SUPPLIED RECORDS –

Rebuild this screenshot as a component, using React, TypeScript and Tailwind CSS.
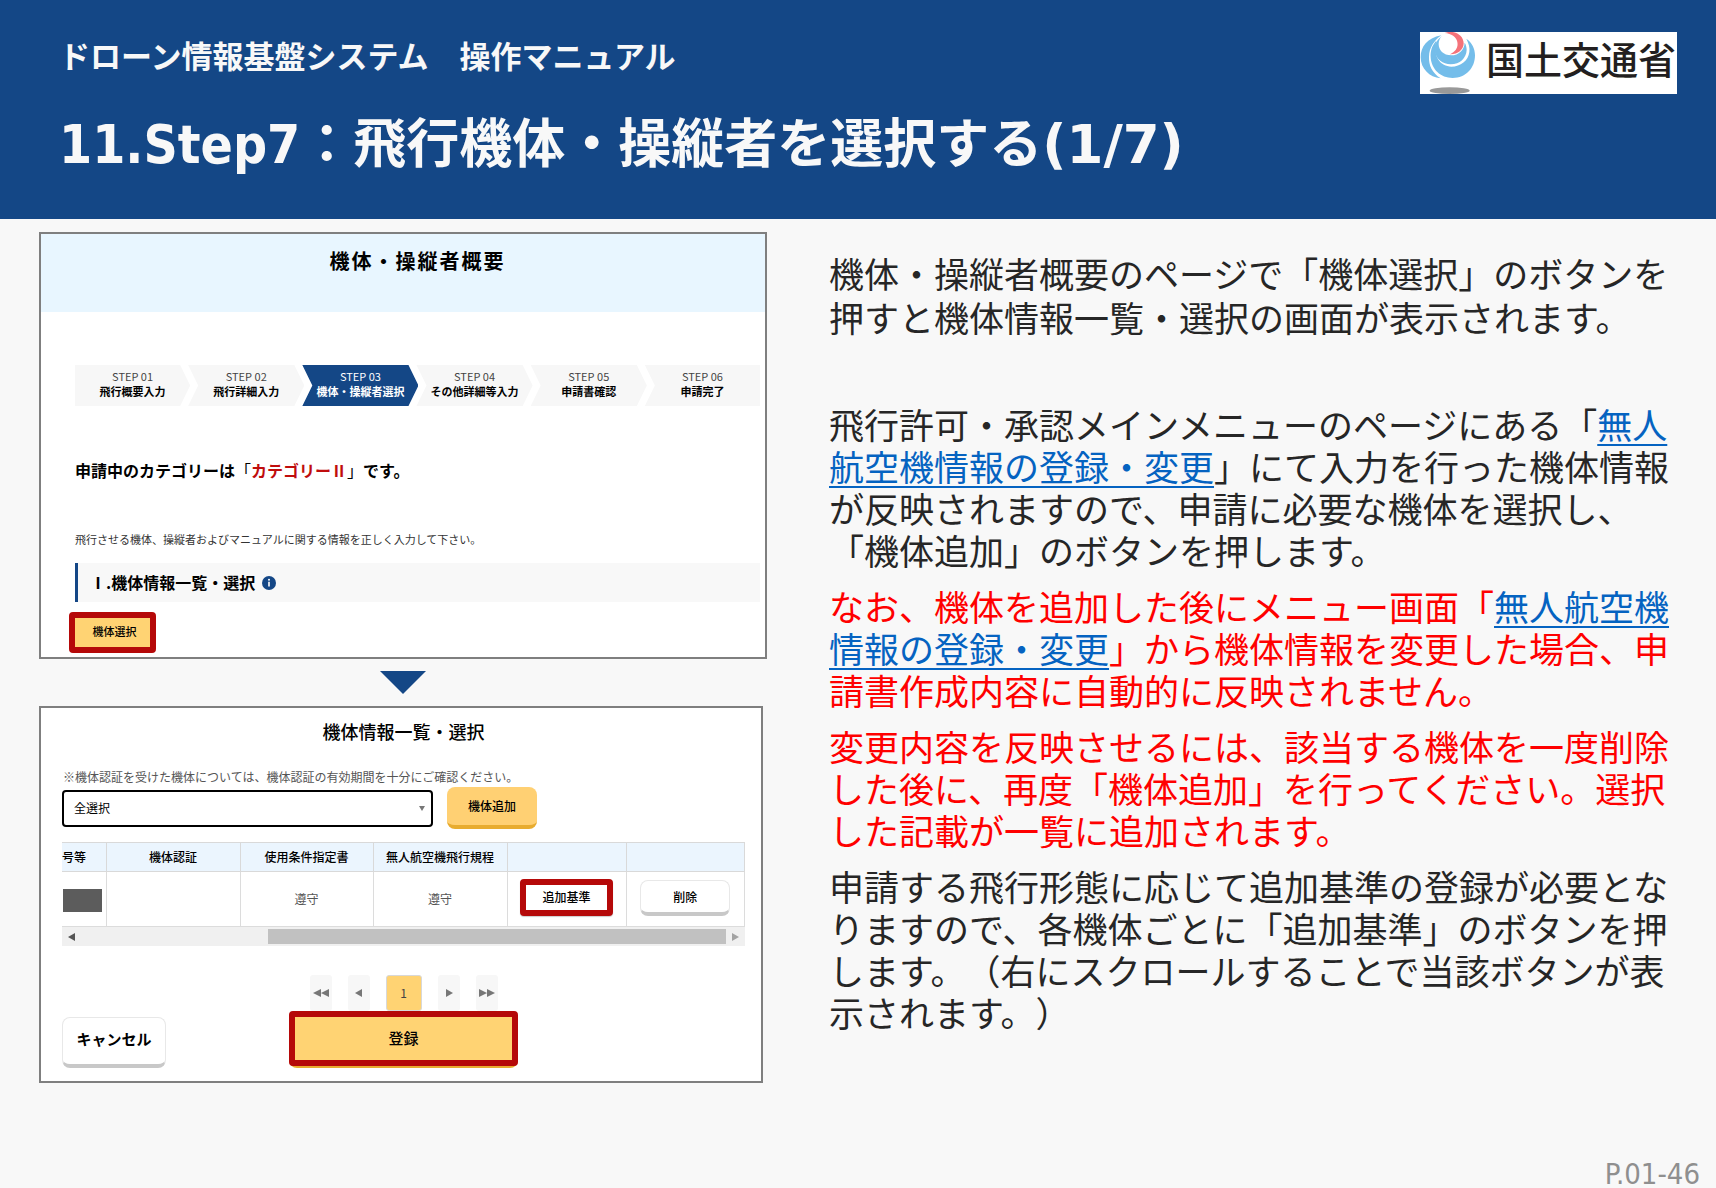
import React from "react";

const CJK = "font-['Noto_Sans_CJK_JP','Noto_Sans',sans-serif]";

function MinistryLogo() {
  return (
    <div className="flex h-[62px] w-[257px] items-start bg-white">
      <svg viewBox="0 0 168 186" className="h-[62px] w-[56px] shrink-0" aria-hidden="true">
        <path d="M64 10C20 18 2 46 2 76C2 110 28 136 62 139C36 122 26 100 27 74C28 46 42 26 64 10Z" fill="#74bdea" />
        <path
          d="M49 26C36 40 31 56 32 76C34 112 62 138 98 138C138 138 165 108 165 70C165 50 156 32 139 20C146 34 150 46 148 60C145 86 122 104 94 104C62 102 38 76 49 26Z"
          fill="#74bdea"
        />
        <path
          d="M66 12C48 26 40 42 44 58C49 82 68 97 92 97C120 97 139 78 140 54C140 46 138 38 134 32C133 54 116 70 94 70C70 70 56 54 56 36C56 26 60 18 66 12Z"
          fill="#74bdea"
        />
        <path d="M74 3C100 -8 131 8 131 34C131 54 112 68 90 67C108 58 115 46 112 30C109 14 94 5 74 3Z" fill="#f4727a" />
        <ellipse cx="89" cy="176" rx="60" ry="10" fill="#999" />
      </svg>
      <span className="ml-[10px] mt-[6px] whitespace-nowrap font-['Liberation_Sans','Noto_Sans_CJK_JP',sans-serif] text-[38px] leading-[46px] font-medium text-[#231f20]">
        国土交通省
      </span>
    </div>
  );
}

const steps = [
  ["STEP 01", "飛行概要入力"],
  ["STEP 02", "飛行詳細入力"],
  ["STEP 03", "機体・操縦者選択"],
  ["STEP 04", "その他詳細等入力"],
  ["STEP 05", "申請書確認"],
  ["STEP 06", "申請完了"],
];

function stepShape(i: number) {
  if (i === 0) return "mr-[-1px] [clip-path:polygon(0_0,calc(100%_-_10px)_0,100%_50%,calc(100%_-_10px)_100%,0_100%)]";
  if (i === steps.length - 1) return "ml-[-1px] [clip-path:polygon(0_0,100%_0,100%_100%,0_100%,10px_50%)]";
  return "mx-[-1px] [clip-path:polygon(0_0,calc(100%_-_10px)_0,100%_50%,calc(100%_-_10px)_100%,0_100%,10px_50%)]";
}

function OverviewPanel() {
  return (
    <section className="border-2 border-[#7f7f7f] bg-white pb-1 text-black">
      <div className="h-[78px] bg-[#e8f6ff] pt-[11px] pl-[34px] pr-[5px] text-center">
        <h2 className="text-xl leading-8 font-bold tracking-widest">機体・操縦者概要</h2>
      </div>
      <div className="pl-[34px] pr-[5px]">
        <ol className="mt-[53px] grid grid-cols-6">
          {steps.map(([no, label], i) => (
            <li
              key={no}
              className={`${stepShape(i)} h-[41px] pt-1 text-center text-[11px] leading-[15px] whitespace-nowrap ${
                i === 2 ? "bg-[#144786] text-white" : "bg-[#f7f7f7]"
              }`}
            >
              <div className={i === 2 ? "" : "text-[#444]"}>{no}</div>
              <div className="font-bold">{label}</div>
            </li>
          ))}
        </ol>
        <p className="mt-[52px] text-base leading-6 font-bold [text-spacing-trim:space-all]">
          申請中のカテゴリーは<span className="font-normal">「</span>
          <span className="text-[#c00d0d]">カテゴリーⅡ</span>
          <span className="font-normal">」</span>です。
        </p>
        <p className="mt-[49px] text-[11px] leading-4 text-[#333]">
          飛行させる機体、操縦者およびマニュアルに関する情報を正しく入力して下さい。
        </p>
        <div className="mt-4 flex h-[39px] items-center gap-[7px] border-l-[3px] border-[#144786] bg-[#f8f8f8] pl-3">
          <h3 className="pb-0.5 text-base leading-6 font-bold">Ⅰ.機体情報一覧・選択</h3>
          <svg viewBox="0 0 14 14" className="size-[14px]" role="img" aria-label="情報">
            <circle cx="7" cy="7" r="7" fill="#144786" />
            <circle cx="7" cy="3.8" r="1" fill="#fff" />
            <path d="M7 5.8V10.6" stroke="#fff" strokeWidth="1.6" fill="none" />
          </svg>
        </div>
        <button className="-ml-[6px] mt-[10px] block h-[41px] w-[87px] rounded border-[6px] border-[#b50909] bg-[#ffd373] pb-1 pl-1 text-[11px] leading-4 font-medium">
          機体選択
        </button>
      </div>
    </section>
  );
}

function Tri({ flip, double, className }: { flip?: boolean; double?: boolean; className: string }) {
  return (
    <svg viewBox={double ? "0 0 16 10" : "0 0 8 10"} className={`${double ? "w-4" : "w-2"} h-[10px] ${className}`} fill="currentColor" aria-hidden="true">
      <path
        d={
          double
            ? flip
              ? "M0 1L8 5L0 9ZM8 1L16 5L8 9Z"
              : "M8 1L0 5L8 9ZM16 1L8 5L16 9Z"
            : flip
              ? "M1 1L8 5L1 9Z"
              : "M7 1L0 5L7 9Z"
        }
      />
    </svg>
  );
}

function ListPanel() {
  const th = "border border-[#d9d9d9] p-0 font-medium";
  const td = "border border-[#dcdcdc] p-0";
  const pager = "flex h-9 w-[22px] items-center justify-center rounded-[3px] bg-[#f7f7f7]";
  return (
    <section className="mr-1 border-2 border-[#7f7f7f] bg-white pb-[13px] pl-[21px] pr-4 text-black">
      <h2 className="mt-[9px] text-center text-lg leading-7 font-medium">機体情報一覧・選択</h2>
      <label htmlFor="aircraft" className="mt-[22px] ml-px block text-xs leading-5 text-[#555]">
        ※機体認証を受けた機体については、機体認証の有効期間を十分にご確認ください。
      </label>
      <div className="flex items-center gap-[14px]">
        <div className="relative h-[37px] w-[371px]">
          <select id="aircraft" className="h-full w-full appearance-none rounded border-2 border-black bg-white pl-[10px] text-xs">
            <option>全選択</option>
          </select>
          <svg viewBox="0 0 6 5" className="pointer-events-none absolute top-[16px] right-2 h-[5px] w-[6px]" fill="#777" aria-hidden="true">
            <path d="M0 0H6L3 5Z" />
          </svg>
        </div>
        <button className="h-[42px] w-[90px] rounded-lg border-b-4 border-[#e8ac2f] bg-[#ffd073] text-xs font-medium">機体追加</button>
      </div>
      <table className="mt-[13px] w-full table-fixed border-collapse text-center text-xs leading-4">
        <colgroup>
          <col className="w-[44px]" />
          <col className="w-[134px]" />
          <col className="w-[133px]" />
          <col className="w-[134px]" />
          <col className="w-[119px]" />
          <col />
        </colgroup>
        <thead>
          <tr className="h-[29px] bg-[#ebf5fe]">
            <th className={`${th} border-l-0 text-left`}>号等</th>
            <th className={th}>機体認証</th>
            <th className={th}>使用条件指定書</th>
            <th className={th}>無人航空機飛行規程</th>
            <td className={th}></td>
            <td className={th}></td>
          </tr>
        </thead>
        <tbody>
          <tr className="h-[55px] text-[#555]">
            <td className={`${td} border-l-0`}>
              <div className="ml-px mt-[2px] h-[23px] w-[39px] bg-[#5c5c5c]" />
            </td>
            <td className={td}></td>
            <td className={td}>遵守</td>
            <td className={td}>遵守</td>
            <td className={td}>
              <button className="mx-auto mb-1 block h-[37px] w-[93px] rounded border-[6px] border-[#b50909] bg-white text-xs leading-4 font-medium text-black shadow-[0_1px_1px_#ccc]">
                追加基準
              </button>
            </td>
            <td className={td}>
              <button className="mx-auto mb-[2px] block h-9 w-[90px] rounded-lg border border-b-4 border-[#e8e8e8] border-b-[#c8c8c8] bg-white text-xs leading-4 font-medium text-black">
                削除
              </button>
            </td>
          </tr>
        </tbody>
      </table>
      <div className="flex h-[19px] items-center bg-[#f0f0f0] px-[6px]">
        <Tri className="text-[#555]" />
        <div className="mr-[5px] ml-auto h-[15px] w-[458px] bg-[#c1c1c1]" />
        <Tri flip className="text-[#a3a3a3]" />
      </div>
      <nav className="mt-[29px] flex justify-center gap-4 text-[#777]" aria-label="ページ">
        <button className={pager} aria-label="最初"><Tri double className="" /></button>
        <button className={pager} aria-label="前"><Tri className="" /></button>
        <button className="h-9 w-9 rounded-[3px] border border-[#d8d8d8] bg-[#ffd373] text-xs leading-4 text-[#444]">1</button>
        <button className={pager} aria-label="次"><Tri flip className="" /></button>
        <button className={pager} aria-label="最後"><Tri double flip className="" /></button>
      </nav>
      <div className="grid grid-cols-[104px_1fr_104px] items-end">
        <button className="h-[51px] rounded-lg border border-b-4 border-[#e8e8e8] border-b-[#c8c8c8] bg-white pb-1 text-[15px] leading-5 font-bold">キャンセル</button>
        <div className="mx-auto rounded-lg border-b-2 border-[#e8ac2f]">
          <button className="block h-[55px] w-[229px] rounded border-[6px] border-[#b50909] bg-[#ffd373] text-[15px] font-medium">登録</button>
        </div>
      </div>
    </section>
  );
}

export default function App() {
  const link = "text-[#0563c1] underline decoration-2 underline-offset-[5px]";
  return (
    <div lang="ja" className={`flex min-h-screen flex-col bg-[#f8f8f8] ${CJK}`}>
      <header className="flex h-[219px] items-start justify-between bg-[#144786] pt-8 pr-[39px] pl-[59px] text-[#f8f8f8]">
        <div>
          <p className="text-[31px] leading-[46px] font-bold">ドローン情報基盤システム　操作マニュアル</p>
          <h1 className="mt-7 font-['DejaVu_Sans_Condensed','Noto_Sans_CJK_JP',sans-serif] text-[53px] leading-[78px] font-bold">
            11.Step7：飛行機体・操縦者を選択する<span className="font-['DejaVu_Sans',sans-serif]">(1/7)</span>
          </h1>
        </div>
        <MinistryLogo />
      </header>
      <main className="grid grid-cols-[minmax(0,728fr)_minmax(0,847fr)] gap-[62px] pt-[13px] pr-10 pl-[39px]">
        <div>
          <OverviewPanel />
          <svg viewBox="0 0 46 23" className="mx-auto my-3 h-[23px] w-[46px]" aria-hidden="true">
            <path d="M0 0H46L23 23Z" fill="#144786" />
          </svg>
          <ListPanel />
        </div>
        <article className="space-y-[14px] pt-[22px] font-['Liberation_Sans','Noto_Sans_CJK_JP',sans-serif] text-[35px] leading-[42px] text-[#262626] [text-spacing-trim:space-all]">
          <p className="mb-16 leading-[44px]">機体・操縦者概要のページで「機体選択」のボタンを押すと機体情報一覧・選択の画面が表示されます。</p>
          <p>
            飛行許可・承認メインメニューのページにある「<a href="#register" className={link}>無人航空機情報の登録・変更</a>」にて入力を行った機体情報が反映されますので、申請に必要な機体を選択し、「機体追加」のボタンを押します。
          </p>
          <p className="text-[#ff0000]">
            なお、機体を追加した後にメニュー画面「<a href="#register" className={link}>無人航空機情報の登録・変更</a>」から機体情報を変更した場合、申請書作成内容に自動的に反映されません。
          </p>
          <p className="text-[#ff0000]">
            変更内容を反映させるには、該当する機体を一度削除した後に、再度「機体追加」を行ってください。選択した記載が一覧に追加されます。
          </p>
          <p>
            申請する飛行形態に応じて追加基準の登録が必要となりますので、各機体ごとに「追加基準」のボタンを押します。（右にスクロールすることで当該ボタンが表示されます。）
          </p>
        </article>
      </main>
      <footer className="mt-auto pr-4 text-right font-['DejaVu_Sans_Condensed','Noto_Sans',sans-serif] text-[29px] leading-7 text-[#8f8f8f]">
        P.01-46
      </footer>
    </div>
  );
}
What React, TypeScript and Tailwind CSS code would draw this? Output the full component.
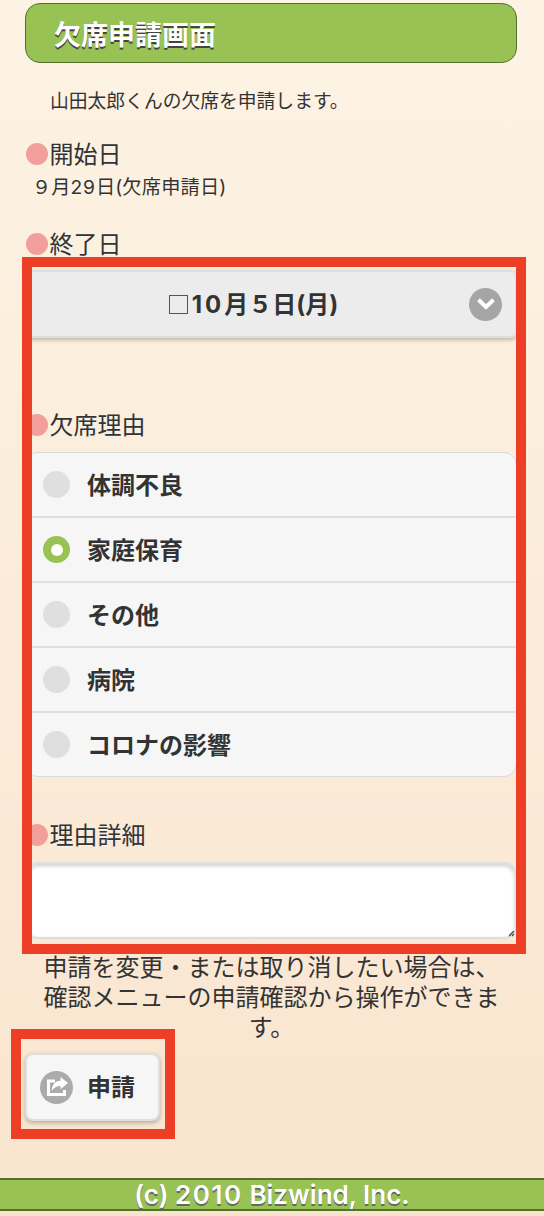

WHAT YOU WILL DO – Find and count the lines of the data that include the string "component", and report that figure by itself.

FINISHED ANSWER – 2